Hall of Fame Inductee - Brenda Ippensen
The numbers speak for themselves. A four-year starter on the Quincy High School volleyball team, Brenda Ippensen helped the Blue Devils go 123-23-5 from 1994-97. She was twice named The Herald-Whig Player of the Year despite playing her entire senior season with tendinitis in her rotator cuff. Yet, she’s remembered as one of the best hitters and all-around players the QHS program has ever produced. “She epitomizes Quincy High volleyball — it’s work ethic, it’s sacrifice to become a good volleyball player at Quincy High,” Mike Crist, who coached Ippensen, said after her senior season. “I guess what it amounts to is not everyone can be a Quincy High volleyball player. I’m not sure 10 years ago any good athlete couldn’t have walked on the court and become a Quincy High volleyball player, but I’m not sure that could happen today.
“You have to have the right frame of mind, the right work ethic, the right intensity, the right dedication and what better example can you have for younger girls than Brenda Ippensen.” Ippensen still holds career records for kills (1,118), service points (806), aces (194), digs (1,110) and serve receptions (2,193). Her name is scattered across the single-season records as well. In fact, her 1,118 kills in the top 35 all-time in Illinois. Ippensen’s career took her to Truman State University, where she was a second-team All-MidAmerica Intercollegiate Athletics Association selection in 1999. Ippensen is married to Reid Hollander and they have one son,
Ramsey. They currently live in Olathe, Kan.
“I would like to thank the Quincy Blue Devil Hall of Fame committee for their decision to induct me in to the Sports Hall of Fame. This is such an incredible honor and privilege and something I will always reflect on with great pride. “Being part of the Quincy High volleyball program has had a significant influence on my life and has helped shape me in to the person I am today. I will always cherish the memories and friends I made during these years and want to thank everyone who has supported me and guided me during such an impressionable time. “I would especially like to thank my high school volleyball coach, Mike Crist, for this nomination. Besides teaching me the fundamentals of the game and the skills necessary to obtain individual and career records, he has also taught me the meaning of hard work and dedication. “These skills, along with the love and support of my family, have carried me through to my adult life. As a nurse anesthetist, I am called on every day to use those life lessons that were an integral part of my sports career. That’s what sports are all about. I believe they help create a foundation for what type of person you will become later on in your life. “I would like to thank my parents, Steve and Sue Ippensen. I would not be where I am today without their unconditional love, support, and encouragement. I cannot recall a game or tournament where they were not in the stands, cheering me on.
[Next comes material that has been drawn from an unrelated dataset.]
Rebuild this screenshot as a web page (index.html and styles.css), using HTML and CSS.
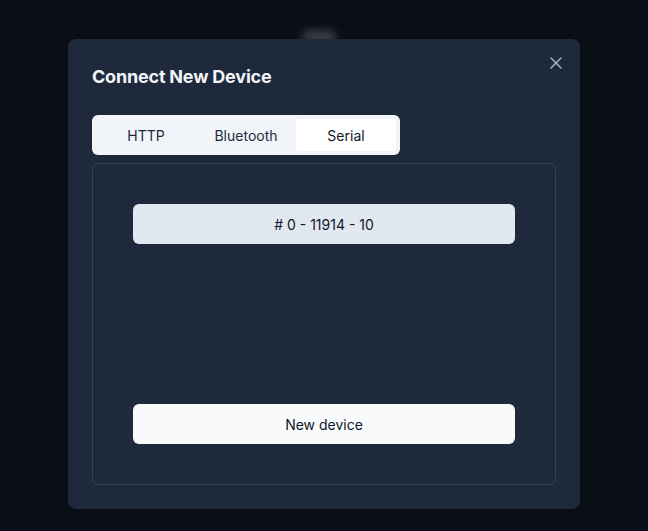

I would like to
thank my brother, Andy, who was also an athlete at QHS and acted as a role model for me as he carried out a soccer career at the collegiate level. He has always been someone who I have looked up to and go to for advice. I would like to thank my sister, Carrie, for all the memories we shared while playing volleyball together in high school and in college. She has always been there for me and will always be my best friend. “Last but not least, I would like to thank my husband, Reid, who has encouraged me to become a better person and to always pursue my dreams both with volleyball and professionally. He has been with me throughout my high school years and college, supporting me and loving me.”